• PROBLEM STATEMENT
Using the material below, print the line that contains "Generate a component", the line that contains "import React from", and every line in between, exactly and nothing else.

• INFORMATION SUPPLIED
------------------------

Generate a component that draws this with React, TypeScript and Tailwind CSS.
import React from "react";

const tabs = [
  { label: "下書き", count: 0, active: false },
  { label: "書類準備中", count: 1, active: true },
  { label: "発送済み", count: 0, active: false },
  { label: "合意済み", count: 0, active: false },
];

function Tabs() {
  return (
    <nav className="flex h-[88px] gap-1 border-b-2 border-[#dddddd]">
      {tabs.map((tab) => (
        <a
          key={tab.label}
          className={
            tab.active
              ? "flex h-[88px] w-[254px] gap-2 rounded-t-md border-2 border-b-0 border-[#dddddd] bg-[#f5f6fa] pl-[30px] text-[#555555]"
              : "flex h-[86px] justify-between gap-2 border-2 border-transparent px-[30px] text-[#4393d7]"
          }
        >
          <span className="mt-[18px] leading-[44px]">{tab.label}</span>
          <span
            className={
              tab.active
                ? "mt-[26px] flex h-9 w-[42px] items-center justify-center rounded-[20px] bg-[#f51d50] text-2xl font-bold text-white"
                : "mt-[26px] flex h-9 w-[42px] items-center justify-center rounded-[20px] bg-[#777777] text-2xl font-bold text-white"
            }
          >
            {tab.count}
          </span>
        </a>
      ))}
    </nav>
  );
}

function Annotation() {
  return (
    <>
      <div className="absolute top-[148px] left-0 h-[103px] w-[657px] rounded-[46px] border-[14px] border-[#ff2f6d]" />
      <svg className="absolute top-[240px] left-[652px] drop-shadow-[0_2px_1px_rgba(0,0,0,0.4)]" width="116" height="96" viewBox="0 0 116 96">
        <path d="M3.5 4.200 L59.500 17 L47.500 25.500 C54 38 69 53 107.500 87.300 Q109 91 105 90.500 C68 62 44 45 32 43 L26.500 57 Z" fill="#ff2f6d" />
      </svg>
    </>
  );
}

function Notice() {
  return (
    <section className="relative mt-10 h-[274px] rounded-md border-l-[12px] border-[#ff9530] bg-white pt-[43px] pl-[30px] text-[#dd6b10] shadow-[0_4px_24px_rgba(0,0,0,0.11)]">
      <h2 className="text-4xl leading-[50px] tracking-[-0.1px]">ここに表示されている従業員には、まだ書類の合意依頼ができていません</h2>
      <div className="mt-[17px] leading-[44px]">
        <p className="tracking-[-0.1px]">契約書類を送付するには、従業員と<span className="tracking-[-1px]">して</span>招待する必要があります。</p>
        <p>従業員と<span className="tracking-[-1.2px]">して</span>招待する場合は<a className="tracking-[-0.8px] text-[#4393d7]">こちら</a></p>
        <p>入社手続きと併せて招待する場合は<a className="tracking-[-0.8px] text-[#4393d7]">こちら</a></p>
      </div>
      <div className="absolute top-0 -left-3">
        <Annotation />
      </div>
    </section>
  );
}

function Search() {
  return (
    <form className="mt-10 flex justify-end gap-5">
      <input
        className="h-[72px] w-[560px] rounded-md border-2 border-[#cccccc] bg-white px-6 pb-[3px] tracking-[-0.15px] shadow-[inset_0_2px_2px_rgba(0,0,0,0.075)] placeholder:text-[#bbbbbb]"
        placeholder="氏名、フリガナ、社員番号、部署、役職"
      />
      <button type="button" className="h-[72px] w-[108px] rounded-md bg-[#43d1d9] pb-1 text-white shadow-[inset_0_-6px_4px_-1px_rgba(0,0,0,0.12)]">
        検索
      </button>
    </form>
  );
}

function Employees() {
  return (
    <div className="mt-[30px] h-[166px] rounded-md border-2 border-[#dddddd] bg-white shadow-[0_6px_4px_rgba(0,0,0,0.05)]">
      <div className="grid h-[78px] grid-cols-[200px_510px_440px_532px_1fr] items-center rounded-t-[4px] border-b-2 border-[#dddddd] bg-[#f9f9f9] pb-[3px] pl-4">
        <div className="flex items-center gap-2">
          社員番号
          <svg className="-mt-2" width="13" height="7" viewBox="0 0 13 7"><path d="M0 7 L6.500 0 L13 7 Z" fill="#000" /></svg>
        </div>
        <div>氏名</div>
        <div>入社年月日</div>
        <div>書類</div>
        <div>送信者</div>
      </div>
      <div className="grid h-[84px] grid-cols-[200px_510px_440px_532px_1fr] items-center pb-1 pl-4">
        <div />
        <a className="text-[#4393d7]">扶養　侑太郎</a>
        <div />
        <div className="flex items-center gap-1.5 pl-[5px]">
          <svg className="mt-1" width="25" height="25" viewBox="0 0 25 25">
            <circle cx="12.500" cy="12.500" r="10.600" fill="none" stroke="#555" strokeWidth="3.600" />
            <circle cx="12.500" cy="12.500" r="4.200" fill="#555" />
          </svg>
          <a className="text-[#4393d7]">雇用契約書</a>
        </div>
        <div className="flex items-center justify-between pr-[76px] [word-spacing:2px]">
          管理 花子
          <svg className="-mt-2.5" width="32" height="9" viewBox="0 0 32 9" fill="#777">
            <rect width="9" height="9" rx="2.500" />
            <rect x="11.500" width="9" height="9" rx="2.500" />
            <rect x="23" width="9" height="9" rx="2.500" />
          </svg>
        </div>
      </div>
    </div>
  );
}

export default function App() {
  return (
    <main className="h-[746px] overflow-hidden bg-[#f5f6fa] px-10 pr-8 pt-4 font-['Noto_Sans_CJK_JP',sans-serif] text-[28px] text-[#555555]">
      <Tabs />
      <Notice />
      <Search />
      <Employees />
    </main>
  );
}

------------------------

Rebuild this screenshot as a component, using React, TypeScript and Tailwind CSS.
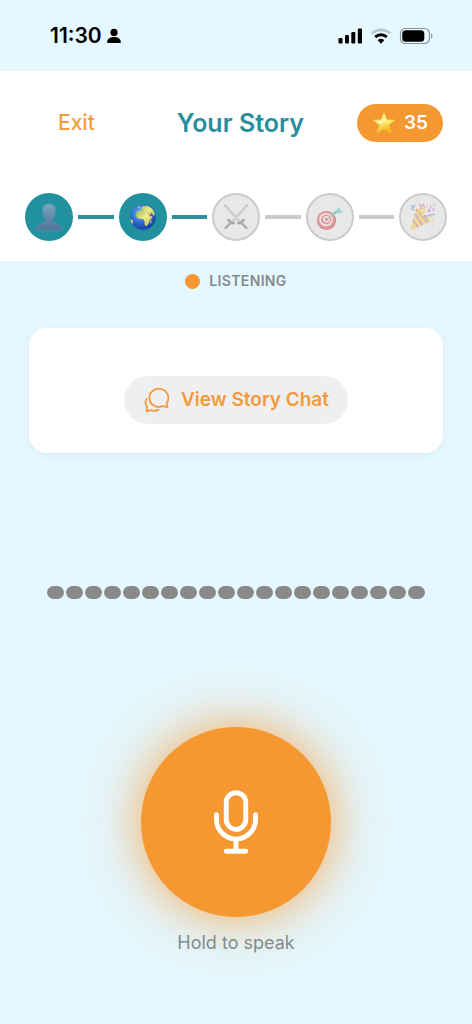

------------------------

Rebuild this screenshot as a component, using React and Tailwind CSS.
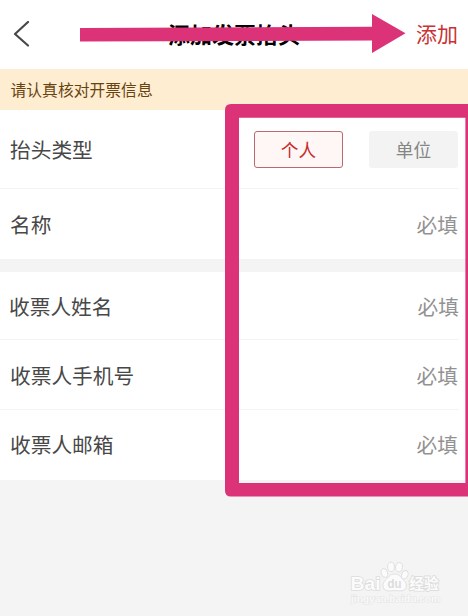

------------------------

• WRITTEN RESPONSE
Generate a component that draws this with React, TypeScript and Tailwind CSS.
import React from "react";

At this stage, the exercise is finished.